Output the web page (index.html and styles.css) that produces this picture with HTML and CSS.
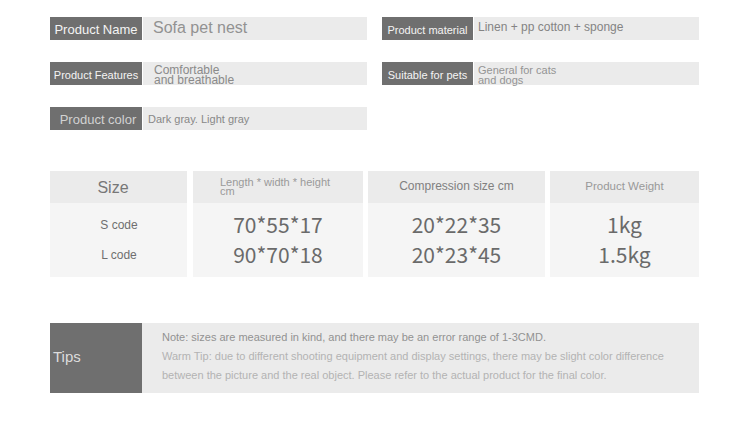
FILE: index.html
```html
<!DOCTYPE html>
<html>
<head>
<meta charset="utf-8">
<link rel="stylesheet" href="styles.css">
</head>
<body>
<div class="page">
  <div class="specs">
    <div class="spec"><div class="lab lab-13">Product Name</div><div class="val val-name">Sofa pet nest</div></div>
    <div class="spec"><div class="lab lab-11">Product material</div><div class="val val-mat">Linen + pp cotton + sponge</div></div>
    <div class="spec"><div class="lab lab-11">Product Features</div><div class="val val-two val-feat">Comfortable<br>and breathable</div></div>
    <div class="spec"><div class="lab lab-11">Suitable for pets</div><div class="val val-two val-pets">General for cats<br>and dogs</div></div>
    <div class="spec"><div class="lab lab-13 lab-color">Product color</div><div class="val val-color">Dark gray. Light gray</div></div>
  </div>

  <div class="sizes">
    <div class="col col-size">
      <div class="head head-size">Size</div>
      <div class="body body-code"><div>S code</div><div>L code</div></div>
    </div>
    <div class="col col-dim">
      <div class="head head-dim">Length * width * height<br>cm</div>
      <div class="body body-num"><div>70*55*17</div><div>90*70*18</div></div>
    </div>
    <div class="col col-comp">
      <div class="head head-comp">Compression size cm</div>
      <div class="body body-num"><div>20*22*35</div><div>20*23*45</div></div>
    </div>
    <div class="col col-wt">
      <div class="head head-wt">Product Weight</div>
      <div class="body body-num"><div>1kg</div><div>1.5kg</div></div>
    </div>
  </div>

  <div class="tips">
    <div class="tips-lab">Tips</div>
    <div class="tips-body">
      <p class="note">Note: sizes are measured in kind, and there may be an error range of 1-3CMD.</p>
      <p>Warm Tip: due to different shooting equipment and display settings, there may be slight color difference</p>
      <p>between the picture and the real object. Please refer to the actual product for the final color.</p>
    </div>
  </div>
</div>
</body>
</html>
```
FILE: styles.css
```css
html, body {
  margin: 0;
  padding: 0;
  background: #ffffff;
}
body {
  font-family: "Liberation Sans", Arial, sans-serif;
  width: 750px;
  height: 433px;
  overflow: hidden;
}
.page {
  padding: 17px 0 0 50px;
  width: 649px;
}
.specs {
  display: grid;
  grid-template-columns: 317px 317px;
  column-gap: 15px;
  row-gap: 22px;
}
.spec {
  display: flex;
  height: 23px;
}
.lab {
  width: 92px;
  flex: none;
  background: #6f6f6f;
  color: #f4f4f4;
  display: flex;
  align-items: center;
  justify-content: center;
  white-space: nowrap;
  box-sizing: border-box;
  padding-top: 2px;
}
.lab-13 { font-size: 13px; }
.lab-11 { font-size: 11px; }
.lab-color { color: #d2d2d2; padding-left: 4px; }
.val {
  flex: 1;
  margin-left: 1px;
  background: #ebebeb;
  color: #8a8a8a;
  display: flex;
  align-items: center;
  white-space: nowrap;
}
.val-name { font-size: 16px; padding-left: 10px; padding-bottom: 2px; color: #929292; }
.val-mat { font-size: 12px; padding-left: 4px; padding-bottom: 4px; color: #848484; }
.val-two { font-size: 12px; line-height: 10px; padding-left: 11px; padding-top: 2px; }
.val-pets { font-size: 11px; line-height: 10px; padding-left: 4px; color: #949494; }
.val-color { font-size: 11px; padding-left: 5px; color: #888888; }

.spec:nth-child(2) .lab, .spec:nth-child(4) .lab { width: 91px; }

.sizes {
  display: flex;
  margin-top: 41px;
  gap: 5px;
}
.col-size { width: 137px; margin-right: 1px; }
.col-dim { width: 170px; }
.col-comp { width: 177px; }
.col-wt { width: 149px; }
.head {
  height: 32px;
  background: #ebebeb;
  color: #8c8c8c;
  display: flex;
  align-items: center;
  justify-content: center;
  text-align: center;
  box-sizing: border-box;
}
.head-size { font-size: 16px; color: #777777; padding-right: 11px; padding-top: 1px; }
.head-dim {
  font-size: 11px;
  line-height: 9px;
  justify-content: flex-start;
  text-align: left;
  padding-left: 27px;
  color: #9a9a9a;
}
.head-comp { font-size: 12px; color: #808080; padding-bottom: 3px; }
.head-wt { font-size: 11.5px; color: #999999; padding-bottom: 3px; }
.body {
  height: 74px;
  background: #f5f5f5;
  display: flex;
  flex-direction: column;
  align-items: center;
  justify-content: center;
  box-sizing: border-box;
}
.body-code {
  font-size: 12px;
  color: #6f6f6f;
  line-height: 30px;
  padding-left: 1px;
}
.body-num {
  font-family: "Noto Sans CJK SC", "Noto Sans", sans-serif;
  font-size: 21px;
  color: #6a6a6a;
  line-height: 30px;
  padding-bottom: 2px;
}

.tips {
  display: flex;
  margin-top: 46px;
  height: 70px;
}
.tips-lab {
  width: 92px;
  flex: none;
  background: #6f6f6f;
  color: #dcdcdc;
  font-size: 15px;
  display: flex;
  align-items: center;
  padding-left: 3px;
  padding-bottom: 3px;
  box-sizing: border-box;
}
.tips-body {
  flex: 1;
  background: #ebebeb;
  padding: 5px 0 0 20px;
  font-size: 11px;
  line-height: 19px;
  color: #b3b3b3;
}
.tips-body p { margin: 0; white-space: nowrap; }
.tips-body .note { color: #929292; }
```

:::

● **Exercise task**: Report all lines of the data that include the word "page".

● **Response for this exercise**:
Output the web page (index.html and styles.css) that produces this picture with HTML and CSS.
<div class="page">
.page {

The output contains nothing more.